Разговор чрезвычайной важности кончился тем, что командированному в город капитану вручена была пачка продовольственных карточек и протянуты ключи от квартиры и «майбаха», подброшено также весьма ценное предупреждение:
— Остерегайся соседа этажом выше, Скарута его фамилия, из военной разведки, полунемец, полурусский, полукровка то есть, но русским духом от него за квартал несет. Жена его, кстати, из тех Шлоттгаймов, которые в Бремене… Так что с Самойловичем?

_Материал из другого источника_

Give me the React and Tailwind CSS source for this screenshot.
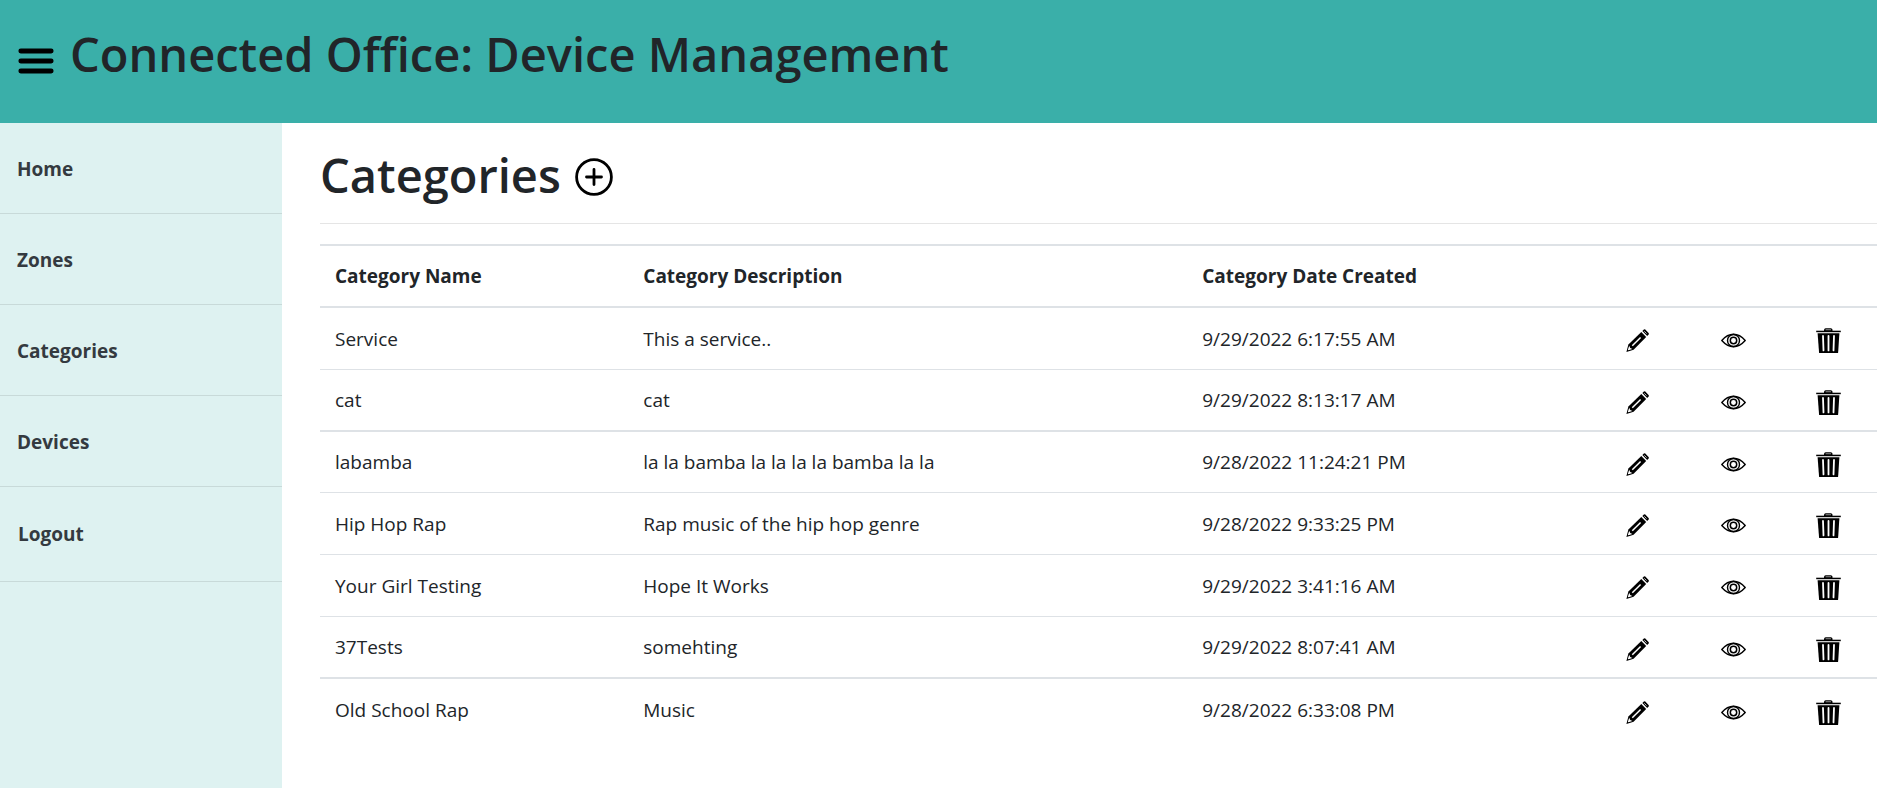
const links = ['Home', 'Zones', 'Categories', 'Devices'];

const rows = [
  ['Service', 'This a service..', '9/29/2022 6:17:55 AM'],
  ['cat', 'cat', '9/29/2022 8:13:17 AM'],
  ['labamba', 'la la bamba la la la la bamba la la', '9/28/2022 11:24:21 PM'],
  ['Hip Hop Rap', 'Rap music of the hip hop genre', '9/28/2022 9:33:25 PM'],
  ['Your Girl Testing', 'Hope It Works', '9/29/2022 3:41:16 AM'],
  ['37Tests', 'somehting', '9/29/2022 8:07:41 AM'],
  ['Old School Rap', 'Music', '9/28/2022 6:33:08 PM'],
];

// Width of the rule under each row.
const rules = ['border-b', 'border-b-2', 'border-b', 'border-b', 'border-b', 'border-b-2', 'border-b-0'];

function MenuIcon() {
  return (
    <svg viewBox="0 0 36 26" className="h-[26px] w-9" stroke="#000" strokeWidth="4.8" strokeLinecap="round" aria-hidden="true">
      <path d="M2.8 3H33.2M2.8 13H33.2M2.8 23H33.2" />
    </svg>
  );
}

function AddIcon() {
  return (
    <svg viewBox="0 0 38 38" className="size-[38px]" fill="none" stroke="#000" strokeWidth="2.8" strokeLinecap="round" aria-hidden="true">
      <circle cx="19" cy="19" r="17.4" />
      <path d="M19 11.5V26.5M11.5 19H26.5" />
    </svg>
  );
}

function PencilIcon() {
  return (
    <svg viewBox="0 0 25 25" className="size-[25px]" aria-hidden="true">
      <path d="M0.4 24L2.4 16.4L15.3 3.9L20.2 8.9L7.6 21.7Z" fill="#000" />
      <path d="M16.4 2.9L17.9 1.5Q18.6 0.9 19.3 1.6L22.6 5Q23.2 5.7 22.6 6.4L21.2 7.9Z" fill="#000" />
      <path d="M3.2 17.8L4.2 19.9L6.4 20.9L2.4 22.2L1.9 21.7Z" fill="#fff" />
      <path d="M6.3 17.7L14.6 9.5" stroke="#fff" strokeWidth="1.5" />
      <path d="M18.3 3.3L20.6 5.6" stroke="#fff" strokeWidth="0.7" />
    </svg>
  );
}

function EyeIcon() {
  return (
    <svg viewBox="0 0 25 25" className="size-[25px]" fill="none" stroke="#000" strokeWidth="1.4" aria-hidden="true">
      <path d="M0.8 12.5C4.5 8.3 8.2 6.3 12.5 6.3S20.5 8.3 24.2 12.5C20.5 16.7 16.8 18.7 12.5 18.7S4.5 16.7 0.8 12.5Z" strokeLinejoin="round" />
      <circle cx="12.5" cy="12.5" r="6" />
      <circle cx="12.5" cy="12.5" r="3.2" strokeWidth="1.5" />
    </svg>
  );
}

function TrashIcon() {
  return (
    <svg viewBox="0 0 25 25" className="size-[25px]" aria-hidden="true">
      <path d="M8 3V1.8Q8.2 0.3 9.6 0.3H14.9Q16.3 0.3 16.5 1.8V3Z" fill="#000" />
      <path d="M9.6 1.8H15" stroke="#999" strokeWidth="1" />
      <path d="M0.2 2.7H24.8V4.2H0.2Z" fill="#000" />
      <path d="M1.6 5.2H23.4L22.1 25H3.1Z" fill="#000" />
      <path d="M7 8L7.5 22.4M12.5 8V22.4M18 8L17.5 22.4" stroke="#fff" strokeWidth="1.8" strokeLinecap="round" />
    </svg>
  );
}

const actions = [
  ['Edit', PencilIcon],
  ['View', EyeIcon],
  ['Delete', TrashIcon],
];

export default function App() {
  return (
    <div className="flex min-h-screen flex-col bg-white font-['Open_Sans',sans-serif] text-[19px] leading-[30px] text-[#212529]">
      <header className="flex items-center gap-4 bg-[#3aafa9] px-[18px] pt-6 pb-[39px]">
        <button type="button" aria-label="Toggle menu" className="pt-[14px]">
          <MenuIcon />
        </button>
        <h1 className="text-[47px] leading-[60px] font-semibold">Connected Office: Device Management</h1>
      </header>

      <div className="flex grow">
        <nav className="w-[282px] shrink-0 bg-[#def2f1] font-bold text-[#343a40]">
          {links.map((label) => (
            <a key={label} href="#" className="block border-b border-[#c8dad9] px-[17px] pt-[31px] pb-[29px]">
              {label}
            </a>
          ))}
          <button type="button" className="block w-full border-b border-[#c8dad9] px-[18px] pt-8 pb-8 text-left">
            Logout
          </button>
        </nav>

        <main className="min-w-0 grow pl-[38px]">
          <div className="flex items-center gap-[14px] pt-[22px] pb-[18px]">
            <h2 className="text-[47px] leading-[60px] font-semibold">Categories</h2>
            <button type="button" aria-label="Add category" className="pt-1">
              <AddIcon />
            </button>
          </div>
          <hr className="mb-5 border-t border-[#e5e5e5]" />

          <table className="w-full table-fixed border-separate border-spacing-0">
            <colgroup>
              <col className="w-[19.8%]" />
              <col className="w-[35.9%]" />
              <col className="w-[27.2%]" />
              <col className="w-[6.1%]" />
              <col className="w-[6.1%]" />
              <col className="w-[4.9%]" />
            </colgroup>
            <thead>
              <tr className="h-16 text-left *:border-y-2 *:border-[#dee2e6] *:px-[15px] *:font-bold">
                <th scope="col">Category Name</th>
                <th scope="col">Category Description</th>
                <th scope="col">Category Date Created</th>
                <td />
                <td />
                <td />
              </tr>
            </thead>
            <tbody>
              {rows.map((row, i) => (
                <tr key={row[0]} className={i === 2 ? 'h-[61px]' : 'h-[62px]'}>
                  {row.map((text, j) => (
                    <td key={j} className={`${rules[i]} border-[#dee2e6] px-[15px]`}>
                      {text}
                    </td>
                  ))}
                  {actions.map(([label, Icon]) => (
                    <td key={label} className={`${rules[i]} border-[#dee2e6] pt-1 pl-[15px]`}>
                      <button type="button" aria-label={`${label} ${row[0]}`} className="block">
                        <Icon />
                      </button>
                    </td>
                  ))}
                </tr>
              ))}
            </tbody>
          </table>
        </main>
      </div>
    </div>
  );
}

Сюда его не вызовешь, зазнался, надо ехать в Минск.
— Считай, что он у тебя в кармане…
— Полетим числа тридцатого или чуть позже, чтоб не опоздать, там второго сентября литургия, — поморщился Бахольц, — в день Седана, соберется много нужных людей, упускать их нельзя…
Слезы потекли у Мормосова, когда он впервые вошел в конюшню, и слезы эти лились неделю. Смерть, казалось, осталась там, в лагере; духовито несло жизнью от фырканья лошадей, от конского навоза. Болезнь тлела в Петре Ивановиче, жалость к живущим пронизывала, ибо все они, дышащие и ходящие, обречены были на смерть, и горло захватывало от умиления животными. Он перешил коменданту китель и брюки, заглянул к лошадям — и застрял надолго. Всегда ладил с кошками и собаками, но скотину не обихаживал, а тут вдруг проснулась тяга к ней, хотелось водить рукой по крупу жеребца, трогать мягкие губы его. Глаз, что ли, был так устроен у лошадей, но как ни старался Петр Иванович, а встретиться с лошадиным взглядом, увидеть выпуклые мысли — не мог… Прильнул к ребрам животного, вдохнул пот его и заплакал. Потом выскреб навоз, поддел вилами сено.
Обжил конюшню. Поротый немцами конюх не перечил. Здесь Петра Ивановича по утрам поджидали собаки, просили мяса и ласки. Сердобольные бабы заглядывали, приносили в узелочке пару круто сваренных яичек, горсточку соли, и певучая белорусская речь накладывалась в ушах Петра Ивановича на трескучую немецкую в доме коменданта. Странными, неисповедимыми путями люди приобщались к жизни, а Мормосов никак не мог выползти из тоски то ли по смерти, то ли по жизни. Скулила собака с подбитой лапой — он ни с того ни с сего начинал скулить вместе с нею, и — что было особо мучительно — в естественные земные запахи вдруг вплеталась невесть откуда прилетевшая смердятина гниющего человеческого тела; порою шибало в нос падалью от вещей, которых людские руки касались ежедневно.